[Rows from a dataset of pages and code]
===
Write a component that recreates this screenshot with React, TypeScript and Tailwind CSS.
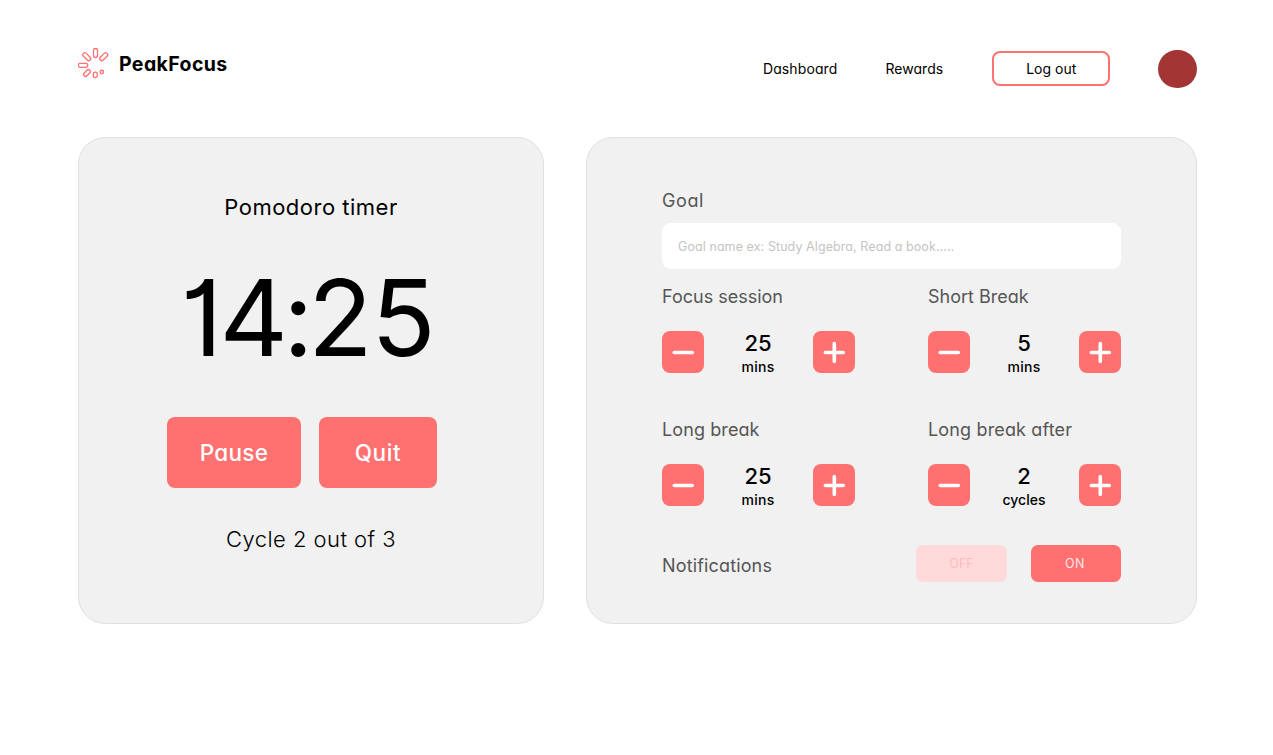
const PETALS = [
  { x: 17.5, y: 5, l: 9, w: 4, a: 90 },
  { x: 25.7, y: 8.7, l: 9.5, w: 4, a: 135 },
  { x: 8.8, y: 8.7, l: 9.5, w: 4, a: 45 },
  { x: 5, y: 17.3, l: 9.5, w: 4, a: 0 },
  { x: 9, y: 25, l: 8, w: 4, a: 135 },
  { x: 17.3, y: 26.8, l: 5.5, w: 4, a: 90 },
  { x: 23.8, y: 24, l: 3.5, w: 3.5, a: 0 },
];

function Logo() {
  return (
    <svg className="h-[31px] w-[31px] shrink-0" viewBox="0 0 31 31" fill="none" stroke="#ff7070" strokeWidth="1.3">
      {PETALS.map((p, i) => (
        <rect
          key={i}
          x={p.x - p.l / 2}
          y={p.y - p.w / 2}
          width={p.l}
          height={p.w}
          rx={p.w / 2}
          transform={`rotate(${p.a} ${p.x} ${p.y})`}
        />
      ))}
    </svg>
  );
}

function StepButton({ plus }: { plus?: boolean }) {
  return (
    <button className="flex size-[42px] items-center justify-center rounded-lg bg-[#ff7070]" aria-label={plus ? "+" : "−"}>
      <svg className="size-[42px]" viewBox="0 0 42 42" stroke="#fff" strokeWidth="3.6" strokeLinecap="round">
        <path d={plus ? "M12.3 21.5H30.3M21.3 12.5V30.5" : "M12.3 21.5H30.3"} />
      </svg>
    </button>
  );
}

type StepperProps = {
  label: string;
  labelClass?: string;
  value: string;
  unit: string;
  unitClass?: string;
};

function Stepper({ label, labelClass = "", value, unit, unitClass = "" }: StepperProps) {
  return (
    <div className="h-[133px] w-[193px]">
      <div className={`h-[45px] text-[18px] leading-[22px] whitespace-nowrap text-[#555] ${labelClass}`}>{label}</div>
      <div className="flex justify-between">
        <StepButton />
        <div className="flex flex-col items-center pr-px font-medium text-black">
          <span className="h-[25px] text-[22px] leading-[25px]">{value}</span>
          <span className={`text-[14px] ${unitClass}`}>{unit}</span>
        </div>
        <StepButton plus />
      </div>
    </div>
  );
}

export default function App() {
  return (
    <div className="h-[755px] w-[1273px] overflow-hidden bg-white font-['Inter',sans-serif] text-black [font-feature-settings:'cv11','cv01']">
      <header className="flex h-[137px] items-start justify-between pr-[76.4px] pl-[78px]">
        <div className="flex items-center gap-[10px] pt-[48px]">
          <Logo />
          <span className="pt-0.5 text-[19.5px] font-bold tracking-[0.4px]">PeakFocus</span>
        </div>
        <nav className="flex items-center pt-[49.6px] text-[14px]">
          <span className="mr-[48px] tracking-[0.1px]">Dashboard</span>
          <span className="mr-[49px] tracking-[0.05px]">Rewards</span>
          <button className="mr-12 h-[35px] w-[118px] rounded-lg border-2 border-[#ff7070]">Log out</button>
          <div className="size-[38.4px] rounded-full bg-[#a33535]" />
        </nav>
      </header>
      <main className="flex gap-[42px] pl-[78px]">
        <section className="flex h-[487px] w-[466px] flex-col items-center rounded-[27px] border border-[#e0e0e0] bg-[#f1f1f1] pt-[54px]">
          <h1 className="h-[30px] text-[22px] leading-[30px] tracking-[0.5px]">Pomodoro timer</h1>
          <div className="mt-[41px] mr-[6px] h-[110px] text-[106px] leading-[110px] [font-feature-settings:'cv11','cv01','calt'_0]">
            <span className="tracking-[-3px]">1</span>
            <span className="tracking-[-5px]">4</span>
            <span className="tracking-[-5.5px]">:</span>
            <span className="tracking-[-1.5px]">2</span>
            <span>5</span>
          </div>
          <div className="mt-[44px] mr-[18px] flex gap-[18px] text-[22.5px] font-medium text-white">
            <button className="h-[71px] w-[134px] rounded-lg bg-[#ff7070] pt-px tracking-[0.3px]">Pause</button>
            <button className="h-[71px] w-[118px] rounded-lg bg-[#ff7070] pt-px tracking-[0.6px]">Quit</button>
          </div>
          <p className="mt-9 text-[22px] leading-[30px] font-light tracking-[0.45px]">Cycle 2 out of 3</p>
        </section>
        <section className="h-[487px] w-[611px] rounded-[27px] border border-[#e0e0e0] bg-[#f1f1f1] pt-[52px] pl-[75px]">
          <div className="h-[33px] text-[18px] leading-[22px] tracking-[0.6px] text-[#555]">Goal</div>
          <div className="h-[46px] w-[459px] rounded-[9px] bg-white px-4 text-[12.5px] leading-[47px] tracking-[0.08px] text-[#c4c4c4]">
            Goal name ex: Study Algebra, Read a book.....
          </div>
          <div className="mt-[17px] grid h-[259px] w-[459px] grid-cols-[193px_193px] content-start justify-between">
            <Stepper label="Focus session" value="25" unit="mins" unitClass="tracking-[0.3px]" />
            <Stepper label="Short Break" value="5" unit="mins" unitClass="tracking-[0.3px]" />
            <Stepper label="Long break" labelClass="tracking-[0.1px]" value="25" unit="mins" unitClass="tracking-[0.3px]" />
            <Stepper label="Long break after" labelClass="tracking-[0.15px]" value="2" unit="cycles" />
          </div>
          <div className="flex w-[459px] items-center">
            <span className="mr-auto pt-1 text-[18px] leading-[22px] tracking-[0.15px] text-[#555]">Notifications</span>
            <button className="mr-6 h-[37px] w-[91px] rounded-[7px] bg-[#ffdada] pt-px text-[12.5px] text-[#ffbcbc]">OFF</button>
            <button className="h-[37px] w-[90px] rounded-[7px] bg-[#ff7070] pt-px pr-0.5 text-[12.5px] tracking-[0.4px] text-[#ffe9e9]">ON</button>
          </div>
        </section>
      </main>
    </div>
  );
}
===
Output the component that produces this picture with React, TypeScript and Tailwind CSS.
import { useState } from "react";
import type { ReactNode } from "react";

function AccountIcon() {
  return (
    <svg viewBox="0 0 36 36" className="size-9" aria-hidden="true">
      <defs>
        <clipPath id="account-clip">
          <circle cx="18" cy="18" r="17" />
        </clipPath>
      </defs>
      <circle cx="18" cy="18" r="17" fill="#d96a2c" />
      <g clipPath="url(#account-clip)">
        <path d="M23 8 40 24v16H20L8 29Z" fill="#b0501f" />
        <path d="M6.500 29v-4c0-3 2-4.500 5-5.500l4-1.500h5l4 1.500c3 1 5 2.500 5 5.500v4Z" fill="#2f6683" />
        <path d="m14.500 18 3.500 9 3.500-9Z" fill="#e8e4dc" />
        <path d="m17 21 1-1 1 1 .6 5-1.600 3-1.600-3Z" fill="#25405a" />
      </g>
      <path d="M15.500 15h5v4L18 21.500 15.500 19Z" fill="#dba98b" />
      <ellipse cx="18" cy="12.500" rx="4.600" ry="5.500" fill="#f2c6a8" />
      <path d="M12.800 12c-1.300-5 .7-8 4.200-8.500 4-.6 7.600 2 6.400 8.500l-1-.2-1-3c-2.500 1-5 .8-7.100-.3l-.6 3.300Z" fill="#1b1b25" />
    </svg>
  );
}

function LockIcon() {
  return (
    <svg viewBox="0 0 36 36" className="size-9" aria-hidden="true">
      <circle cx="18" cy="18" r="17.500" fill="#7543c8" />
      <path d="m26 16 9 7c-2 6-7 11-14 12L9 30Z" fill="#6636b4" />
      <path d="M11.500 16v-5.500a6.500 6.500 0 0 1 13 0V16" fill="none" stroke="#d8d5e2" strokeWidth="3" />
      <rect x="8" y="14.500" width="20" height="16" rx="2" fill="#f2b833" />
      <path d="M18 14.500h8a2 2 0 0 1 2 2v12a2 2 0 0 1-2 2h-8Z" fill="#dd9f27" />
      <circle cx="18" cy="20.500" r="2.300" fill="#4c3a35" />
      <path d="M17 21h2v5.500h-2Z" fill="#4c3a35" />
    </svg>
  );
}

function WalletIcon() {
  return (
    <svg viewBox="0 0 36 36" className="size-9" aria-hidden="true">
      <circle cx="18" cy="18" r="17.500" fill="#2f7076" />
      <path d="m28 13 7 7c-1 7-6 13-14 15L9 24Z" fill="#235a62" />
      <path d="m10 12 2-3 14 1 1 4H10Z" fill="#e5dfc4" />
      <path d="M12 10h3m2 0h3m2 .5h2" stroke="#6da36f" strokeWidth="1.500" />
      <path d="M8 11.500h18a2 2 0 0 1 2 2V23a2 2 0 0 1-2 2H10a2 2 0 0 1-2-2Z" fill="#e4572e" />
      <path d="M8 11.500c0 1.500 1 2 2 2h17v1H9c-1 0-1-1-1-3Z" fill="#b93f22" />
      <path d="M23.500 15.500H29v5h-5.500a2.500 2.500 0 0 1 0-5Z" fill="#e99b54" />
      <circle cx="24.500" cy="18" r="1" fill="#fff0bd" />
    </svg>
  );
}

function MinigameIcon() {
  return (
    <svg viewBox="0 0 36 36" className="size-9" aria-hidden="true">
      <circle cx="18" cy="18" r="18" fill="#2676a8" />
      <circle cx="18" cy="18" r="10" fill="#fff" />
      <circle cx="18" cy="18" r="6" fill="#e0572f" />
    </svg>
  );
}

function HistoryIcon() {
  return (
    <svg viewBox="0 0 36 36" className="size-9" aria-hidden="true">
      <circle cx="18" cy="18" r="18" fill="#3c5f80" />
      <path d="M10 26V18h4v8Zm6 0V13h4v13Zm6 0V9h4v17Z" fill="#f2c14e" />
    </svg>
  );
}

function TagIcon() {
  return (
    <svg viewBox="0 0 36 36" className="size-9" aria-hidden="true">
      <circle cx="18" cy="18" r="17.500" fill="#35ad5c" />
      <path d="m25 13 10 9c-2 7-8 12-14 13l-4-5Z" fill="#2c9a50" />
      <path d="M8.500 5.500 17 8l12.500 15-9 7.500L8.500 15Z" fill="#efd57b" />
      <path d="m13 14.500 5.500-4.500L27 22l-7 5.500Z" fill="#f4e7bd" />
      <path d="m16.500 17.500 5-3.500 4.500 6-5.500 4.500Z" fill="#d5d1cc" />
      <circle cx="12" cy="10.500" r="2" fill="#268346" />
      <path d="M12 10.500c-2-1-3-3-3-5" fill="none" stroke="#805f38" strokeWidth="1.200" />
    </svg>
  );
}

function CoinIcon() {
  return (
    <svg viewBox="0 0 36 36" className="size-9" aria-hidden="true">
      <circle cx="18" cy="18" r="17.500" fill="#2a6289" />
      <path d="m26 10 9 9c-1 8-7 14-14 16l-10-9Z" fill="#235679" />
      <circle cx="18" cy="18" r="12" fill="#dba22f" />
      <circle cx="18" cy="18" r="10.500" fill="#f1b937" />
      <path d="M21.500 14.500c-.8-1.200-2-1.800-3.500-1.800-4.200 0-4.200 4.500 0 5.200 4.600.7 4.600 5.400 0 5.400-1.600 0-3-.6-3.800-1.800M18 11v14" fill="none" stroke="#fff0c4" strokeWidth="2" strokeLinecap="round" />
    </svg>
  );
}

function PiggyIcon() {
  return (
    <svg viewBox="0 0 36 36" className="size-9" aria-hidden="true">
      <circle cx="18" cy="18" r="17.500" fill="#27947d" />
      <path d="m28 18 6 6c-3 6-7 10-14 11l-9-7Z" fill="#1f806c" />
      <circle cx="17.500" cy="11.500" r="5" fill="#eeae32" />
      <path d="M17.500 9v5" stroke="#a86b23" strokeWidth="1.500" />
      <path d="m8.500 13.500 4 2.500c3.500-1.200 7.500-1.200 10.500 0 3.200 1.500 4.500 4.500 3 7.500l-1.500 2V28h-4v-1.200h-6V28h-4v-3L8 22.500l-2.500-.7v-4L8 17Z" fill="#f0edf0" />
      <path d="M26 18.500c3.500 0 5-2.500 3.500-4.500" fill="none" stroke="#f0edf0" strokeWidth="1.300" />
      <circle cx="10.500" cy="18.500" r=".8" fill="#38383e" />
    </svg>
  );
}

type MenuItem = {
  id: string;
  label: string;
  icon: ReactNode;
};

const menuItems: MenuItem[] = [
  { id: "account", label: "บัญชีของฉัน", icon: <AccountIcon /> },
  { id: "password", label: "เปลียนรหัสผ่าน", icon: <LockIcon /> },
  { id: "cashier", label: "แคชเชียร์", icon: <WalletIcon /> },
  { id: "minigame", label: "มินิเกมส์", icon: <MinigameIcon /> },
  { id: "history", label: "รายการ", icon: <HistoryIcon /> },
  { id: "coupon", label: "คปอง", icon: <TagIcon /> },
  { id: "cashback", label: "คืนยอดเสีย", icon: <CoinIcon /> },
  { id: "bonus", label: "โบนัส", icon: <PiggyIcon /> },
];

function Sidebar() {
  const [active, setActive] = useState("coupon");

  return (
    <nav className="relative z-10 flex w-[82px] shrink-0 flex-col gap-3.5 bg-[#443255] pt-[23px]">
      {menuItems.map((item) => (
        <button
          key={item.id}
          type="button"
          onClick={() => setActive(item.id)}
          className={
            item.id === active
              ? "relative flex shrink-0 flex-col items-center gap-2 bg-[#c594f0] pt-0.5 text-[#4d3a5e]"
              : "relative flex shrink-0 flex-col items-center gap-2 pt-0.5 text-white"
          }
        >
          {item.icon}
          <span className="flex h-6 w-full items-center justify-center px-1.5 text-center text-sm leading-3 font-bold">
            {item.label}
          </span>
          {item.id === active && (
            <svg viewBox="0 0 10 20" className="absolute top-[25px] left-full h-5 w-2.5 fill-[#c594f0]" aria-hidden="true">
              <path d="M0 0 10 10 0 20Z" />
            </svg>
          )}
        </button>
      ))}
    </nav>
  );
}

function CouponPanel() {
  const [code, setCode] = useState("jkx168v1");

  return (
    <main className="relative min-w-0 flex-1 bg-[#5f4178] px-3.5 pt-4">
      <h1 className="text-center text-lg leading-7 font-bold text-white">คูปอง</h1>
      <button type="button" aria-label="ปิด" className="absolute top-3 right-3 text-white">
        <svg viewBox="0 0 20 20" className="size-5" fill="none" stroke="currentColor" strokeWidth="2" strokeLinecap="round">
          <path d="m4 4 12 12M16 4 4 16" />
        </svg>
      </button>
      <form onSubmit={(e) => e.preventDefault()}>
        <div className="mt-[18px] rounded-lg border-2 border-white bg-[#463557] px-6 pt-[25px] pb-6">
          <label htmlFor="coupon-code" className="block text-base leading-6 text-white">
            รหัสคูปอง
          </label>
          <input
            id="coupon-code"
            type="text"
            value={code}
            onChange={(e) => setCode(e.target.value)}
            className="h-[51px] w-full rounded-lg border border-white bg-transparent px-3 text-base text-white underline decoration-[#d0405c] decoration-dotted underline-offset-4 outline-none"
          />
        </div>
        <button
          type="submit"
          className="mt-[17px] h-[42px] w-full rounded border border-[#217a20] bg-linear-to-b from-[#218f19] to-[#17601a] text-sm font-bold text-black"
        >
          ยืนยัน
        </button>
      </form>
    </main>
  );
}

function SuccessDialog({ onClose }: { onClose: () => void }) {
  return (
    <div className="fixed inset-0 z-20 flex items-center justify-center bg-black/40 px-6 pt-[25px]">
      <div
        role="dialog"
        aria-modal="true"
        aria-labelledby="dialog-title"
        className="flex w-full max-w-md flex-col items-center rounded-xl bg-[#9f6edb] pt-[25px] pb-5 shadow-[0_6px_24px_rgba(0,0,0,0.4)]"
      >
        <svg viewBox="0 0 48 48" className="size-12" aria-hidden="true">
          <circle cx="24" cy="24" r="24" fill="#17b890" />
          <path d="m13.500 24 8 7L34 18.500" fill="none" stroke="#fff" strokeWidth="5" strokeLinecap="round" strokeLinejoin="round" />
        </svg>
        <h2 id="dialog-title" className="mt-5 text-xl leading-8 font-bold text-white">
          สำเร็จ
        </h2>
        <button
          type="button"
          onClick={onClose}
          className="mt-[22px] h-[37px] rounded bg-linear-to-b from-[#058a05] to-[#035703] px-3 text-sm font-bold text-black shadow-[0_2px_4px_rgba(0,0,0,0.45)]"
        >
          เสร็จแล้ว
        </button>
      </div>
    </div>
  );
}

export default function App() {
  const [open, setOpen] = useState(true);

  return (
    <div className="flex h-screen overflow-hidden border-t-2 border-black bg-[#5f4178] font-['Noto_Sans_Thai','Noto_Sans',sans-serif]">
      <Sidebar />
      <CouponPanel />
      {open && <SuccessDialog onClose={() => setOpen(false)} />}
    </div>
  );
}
===
• The task
From the entries above, collect every line with the string "that" in it.

• Correct output
Write a component that recreates this screenshot with React, TypeScript and Tailwind CSS.
Output the component that produces this picture with React, TypeScript and Tailwind CSS.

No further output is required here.